WHAT IS REQUIRED: Every record that follows must be duplicated exactly, with images left out.

DATA RECORDS:
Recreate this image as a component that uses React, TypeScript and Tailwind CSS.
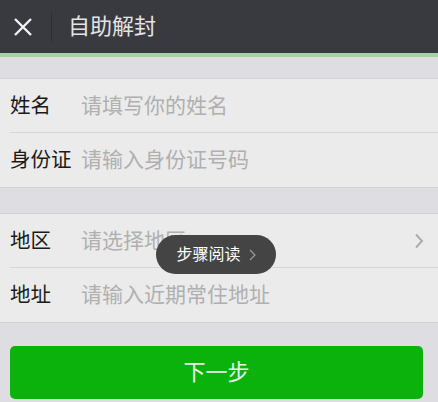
import React from 'react';

const Row = ({ label, placeholder, last, arrow }: { label: string; placeholder: string; last?: boolean; arrow?: boolean }) => (
  <div className="relative flex h-[54px] items-center pl-[10px] pr-[14px]">
    <span className="w-[71px] shrink-0 text-[20.5px] text-[#1a1a1a]">{label}</span>
    <span className="flex-1 text-[21px] text-[#b0b0b0]">{placeholder}</span>
    {arrow && (
      <svg width="10" height="16" viewBox="0 0 10 16" fill="none">
        <path d="M2 1.5L8 8L2 14.5" stroke="#acacac" strokeWidth="2" />
      </svg>
    )}
    {!last && <div className="absolute bottom-0 left-[10px] right-0 h-px bg-[#d6d6d6]" />}
  </div>
);

const App = () => {
  return (
    <div
      className="h-[402px] w-[438px] overflow-hidden bg-[#dedde2]"
      style={{ fontFamily: '"Liberation Sans", "Noto Sans CJK SC", sans-serif' }}
    >
      <div className="flex h-[53px] items-center bg-[#393a3f]">
        <div className="flex w-[51px] justify-center pr-[6px]">
          <svg width="20" height="20" viewBox="0 0 20 20">
            <path d="M2 2L18 18M18 2L2 18" stroke="#f2f2f2" strokeWidth="2.4" />
          </svg>
        </div>
        <div className="h-[30px] w-px bg-[#2e2f33]" />
        <span className="ml-[16px] text-[22px] text-[#e4e4e4]">自助解封</span>
      </div>
      <div className="h-[4px] bg-[#a6d49f]" />

      <div className="mt-[21px] border-y border-[#d2d2d2] bg-[#ebebeb]">
        <Row label="姓名" placeholder="请填写你的姓名" />
        <Row label="身份证" placeholder="请输入身份证号码" last />
      </div>

      <div className="relative mt-[25px] border-y border-[#d2d2d2] bg-[#ebebeb]">
        <Row label="地区" placeholder="请选择地区" arrow />
        <Row label="地址" placeholder="请输入近期常住地址" last />
        <div className="absolute left-[156px] top-[21px] flex h-[39px] w-[120px] items-center justify-center gap-[8px] rounded-full bg-[#444444]">
          <span className="text-[16px] text-white">步骤阅读</span>
          <svg width="7" height="12" viewBox="0 0 7 12" fill="none">
            <path d="M1 1L6 6L1 11" stroke="#9a9a9a" strokeWidth="1.2" />
          </svg>
        </div>
      </div>

      <div className="px-[10px] pt-[23px]">
        <button className="flex h-[53px] w-[413px] items-center justify-center rounded-[5px] bg-[#0bb20c] text-[22px] text-[#e8f6e8]">
          下一步
        </button>
      </div>
    </div>
  );
};

export default App;
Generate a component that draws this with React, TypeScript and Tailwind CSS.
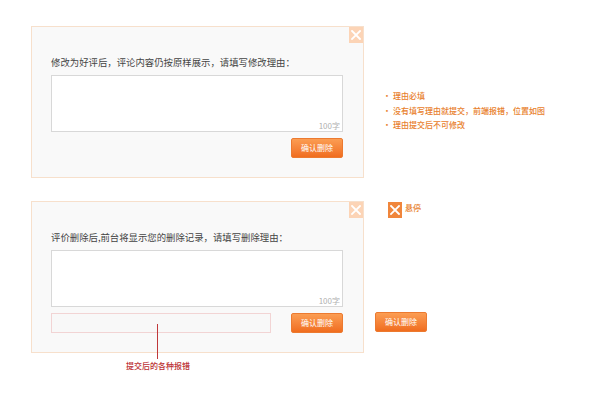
import React from "react";

const font = { fontFamily: '"Noto Sans CJK SC", "Noto Sans", sans-serif' };

function CloseBox({ dark }: { dark?: boolean }) {
  return (
    <div
      className={
        "flex items-center justify-center w-[14px] h-[16px] " +
        (dark ? "bg-[#f0863c]" : "bg-[#fcd4b6]")
      }
    >
      <svg width="10" height="10" viewBox="0 0 10 10">
        <path d="M1 1 L9 9 M9 1 L1 9" stroke="#ffffff" strokeWidth="1.8" strokeLinecap="square" />
      </svg>
    </div>
  );
}

function OrangeButton() {
  return (
    <div className="w-[52px] h-[20px] rounded-[2px] bg-gradient-to-b from-[#fb9d52] to-[#f06d1e] flex items-center justify-center text-[8px] leading-none text-white border border-[#ec7a30]">
      确认删除
    </div>
  );
}

function Panel({
  text,
  withError,
}: {
  text: string;
  withError?: boolean;
}) {
  return (
    <div className="relative w-[333px] h-[152px] border border-[#f7e0cc] bg-[#f9f9f9] pl-[19px] pr-[19px] pt-[27px]">
      <div className="absolute top-0 right-0">
        <CloseBox />
      </div>
      <div className="h-[18px] flex items-center text-[9.4px] leading-none text-[#444] tracking-[0px]">{text}</div>
      <div className="mt-[3px] relative w-[292px] h-[57px] bg-white border border-[#d8d8d8]">
        <span className="absolute right-[2px] bottom-[1px] text-[8px] leading-none text-[#b0b0b0]">100字</span>
      </div>
      <div className="mt-[6px] flex items-center justify-between w-[292px]">
        {withError ? (
          <div className="relative w-[220px] h-[20px] border border-[#f2d4d4] bg-[#f8f8f8]">
            <div className="absolute left-[105px] top-[10px] w-px h-[35px] bg-[#c0383a]" />
            <div className="absolute left-[74px] top-[48px] whitespace-nowrap text-[8px] leading-none font-medium text-[#bb2f33]">
              提交后的各种报错
            </div>
          </div>
        ) : (
          <div />
        )}
        <OrangeButton />
      </div>
    </div>
  );
}

export default function App() {
  return (
    <div className="w-[600px] h-[395px] bg-white pt-[26px] pl-[31px] overflow-hidden" style={font}>
      <div className="flex items-start">
        <Panel text="修改为好评后，评论内容仍按原样展示，请填写修改理由：" />
        <div className="ml-[19px] mt-[63px] text-[8px] leading-[14.5px] font-medium text-[#e8802c]">
          <div className="flex"><span className="w-[10px]">·</span>理由必填</div>
          <div className="flex"><span className="w-[10px]">·</span>没有填写理由就提交，前端报错，位置如图</div>
          <div className="flex"><span className="w-[10px]">·</span>理由提交后不可修改</div>
        </div>
      </div>
      <div className="mt-[23px] flex items-start">
        <Panel text="评价删除后,前台将显示您的删除记录，请填写删除理由：" withError />
        <div className="ml-[11px] flex flex-col">
          <div className="ml-[13px] mt-[1px] flex items-start">
            <CloseBox dark />
            <span className="ml-[3px] text-[8px] leading-[12px] font-medium text-[#e8802c]">悬停</span>
          </div>
          <div className="mt-[94px]">
            <OrangeButton />
          </div>
        </div>
      </div>
    </div>
  );
}
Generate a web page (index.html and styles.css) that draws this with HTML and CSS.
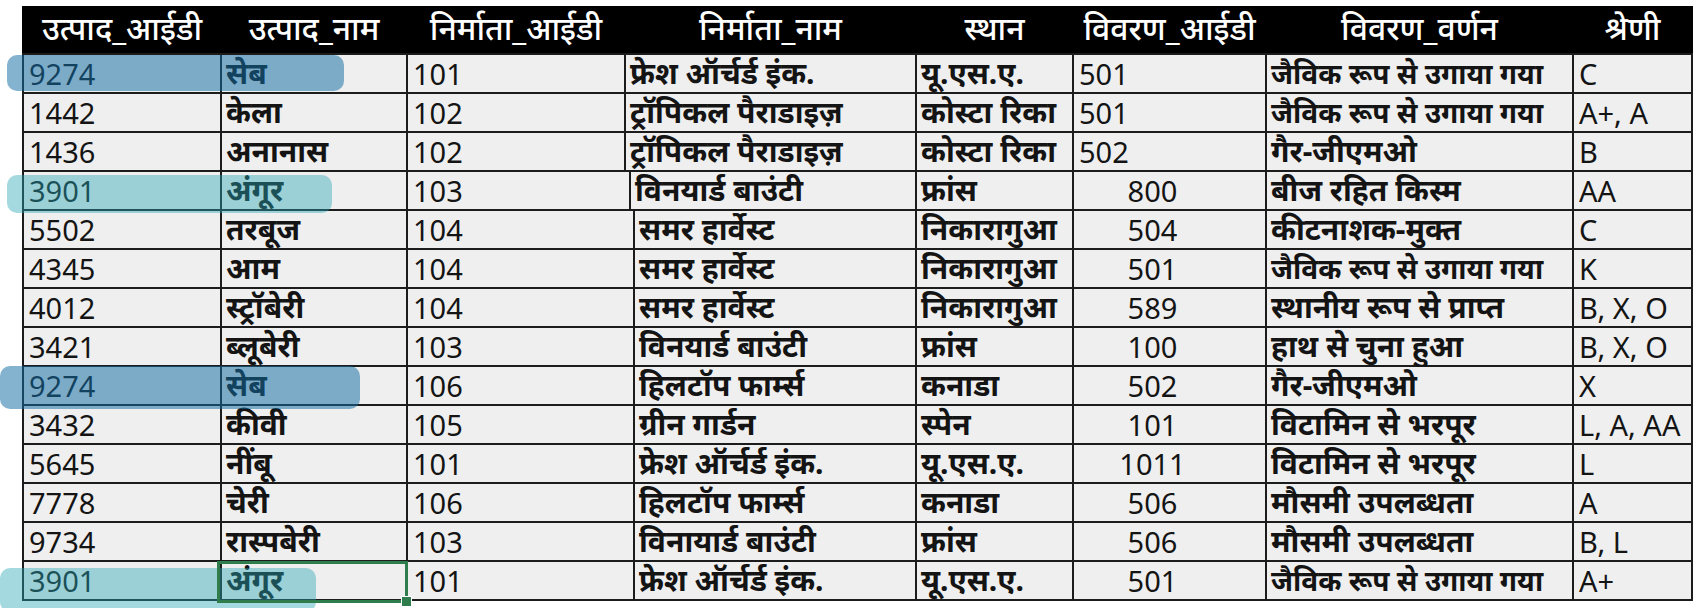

WRITTEN REPLY:
Recreate this image as a component that uses React, TypeScript and Tailwind CSS.
import React from 'react';

const Row = ({ label, placeholder, last, arrow }: { label: string; placeholder: string; last?: boolean; arrow?: boolean }) => (
  <div className="relative flex h-[54px] items-center pl-[10px] pr-[14px]">
    <span className="w-[71px] shrink-0 text-[20.5px] text-[#1a1a1a]">{label}</span>
    <span className="flex-1 text-[21px] text-[#b0b0b0]">{placeholder}</span>
    {arrow && (
      <svg width="10" height="16" viewBox="0 0 10 16" fill="none">
        <path d="M2 1.5L8 8L2 14.5" stroke="#acacac" strokeWidth="2" />
      </svg>
    )}
    {!last && <div className="absolute bottom-0 left-[10px] right-0 h-px bg-[#d6d6d6]" />}
  </div>
);

const App = () => {
  return (
    <div
      className="h-[402px] w-[438px] overflow-hidden bg-[#dedde2]"
      style={{ fontFamily: '"Liberation Sans", "Noto Sans CJK SC", sans-serif' }}
    >
      <div className="flex h-[53px] items-center bg-[#393a3f]">
        <div className="flex w-[51px] justify-center pr-[6px]">
          <svg width="20" height="20" viewBox="0 0 20 20">
            <path d="M2 2L18 18M18 2L2 18" stroke="#f2f2f2" strokeWidth="2.4" />
          </svg>
        </div>
        <div className="h-[30px] w-px bg-[#2e2f33]" />
        <span className="ml-[16px] text-[22px] text-[#e4e4e4]">自助解封</span>
      </div>
      <div className="h-[4px] bg-[#a6d49f]" />

      <div className="mt-[21px] border-y border-[#d2d2d2] bg-[#ebebeb]">
        <Row label="姓名" placeholder="请填写你的姓名" />
        <Row label="身份证" placeholder="请输入身份证号码" last />
      </div>

      <div className="relative mt-[25px] border-y border-[#d2d2d2] bg-[#ebebeb]">
        <Row label="地区" placeholder="请选择地区" arrow />
        <Row label="地址" placeholder="请输入近期常住地址" last />
        <div className="absolute left-[156px] top-[21px] flex h-[39px] w-[120px] items-center justify-center gap-[8px] rounded-full bg-[#444444]">
          <span className="text-[16px] text-white">步骤阅读</span>
          <svg width="7" height="12" viewBox="0 0 7 12" fill="none">
            <path d="M1 1L6 6L1 11" stroke="#9a9a9a" strokeWidth="1.2" />
          </svg>
        </div>
      </div>

      <div className="px-[10px] pt-[23px]">
        <button className="flex h-[53px] w-[413px] items-center justify-center rounded-[5px] bg-[#0bb20c] text-[22px] text-[#e8f6e8]">
          下一步
        </button>
      </div>
    </div>
  );
};

export default App;
Generate a component that draws this with React, TypeScript and Tailwind CSS.
import React from "react";

const font = { fontFamily: '"Noto Sans CJK SC", "Noto Sans", sans-serif' };

function CloseBox({ dark }: { dark?: boolean }) {
  return (
    <div
      className={
        "flex items-center justify-center w-[14px] h-[16px] " +
        (dark ? "bg-[#f0863c]" : "bg-[#fcd4b6]")
      }
    >
      <svg width="10" height="10" viewBox="0 0 10 10">
        <path d="M1 1 L9 9 M9 1 L1 9" stroke="#ffffff" strokeWidth="1.8" strokeLinecap="square" />
      </svg>
    </div>
  );
}

function OrangeButton() {
  return (
    <div className="w-[52px] h-[20px] rounded-[2px] bg-gradient-to-b from-[#fb9d52] to-[#f06d1e] flex items-center justify-center text-[8px] leading-none text-white border border-[#ec7a30]">
      确认删除
    </div>
  );
}

function Panel({
  text,
  withError,
}: {
  text: string;
  withError?: boolean;
}) {
  return (
    <div className="relative w-[333px] h-[152px] border border-[#f7e0cc] bg-[#f9f9f9] pl-[19px] pr-[19px] pt-[27px]">
      <div className="absolute top-0 right-0">
        <CloseBox />
      </div>
      <div className="h-[18px] flex items-center text-[9.4px] leading-none text-[#444] tracking-[0px]">{text}</div>
      <div className="mt-[3px] relative w-[292px] h-[57px] bg-white border border-[#d8d8d8]">
        <span className="absolute right-[2px] bottom-[1px] text-[8px] leading-none text-[#b0b0b0]">100字</span>
      </div>
      <div className="mt-[6px] flex items-center justify-between w-[292px]">
        {withError ? (
          <div className="relative w-[220px] h-[20px] border border-[#f2d4d4] bg-[#f8f8f8]">
            <div className="absolute left-[105px] top-[10px] w-px h-[35px] bg-[#c0383a]" />
            <div className="absolute left-[74px] top-[48px] whitespace-nowrap text-[8px] leading-none font-medium text-[#bb2f33]">
              提交后的各种报错
            </div>
          </div>
        ) : (
          <div />
        )}
        <OrangeButton />
      </div>
    </div>
  );
}

export default function App() {
  return (
    <div className="w-[600px] h-[395px] bg-white pt-[26px] pl-[31px] overflow-hidden" style={font}>
      <div className="flex items-start">
        <Panel text="修改为好评后，评论内容仍按原样展示，请填写修改理由：" />
        <div className="ml-[19px] mt-[63px] text-[8px] leading-[14.5px] font-medium text-[#e8802c]">
          <div className="flex"><span className="w-[10px]">·</span>理由必填</div>
          <div className="flex"><span className="w-[10px]">·</span>没有填写理由就提交，前端报错，位置如图</div>
          <div className="flex"><span className="w-[10px]">·</span>理由提交后不可修改</div>
        </div>
      </div>
      <div className="mt-[23px] flex items-start">
        <Panel text="评价删除后,前台将显示您的删除记录，请填写删除理由：" withError />
        <div className="ml-[11px] flex flex-col">
          <div className="ml-[13px] mt-[1px] flex items-start">
            <CloseBox dark />
            <span className="ml-[3px] text-[8px] leading-[12px] font-medium text-[#e8802c]">悬停</span>
          </div>
          <div className="mt-[94px]">
            <OrangeButton />
          </div>
        </div>
      </div>
    </div>
  );
}
Generate a web page (index.html and styles.css) that draws this with HTML and CSS.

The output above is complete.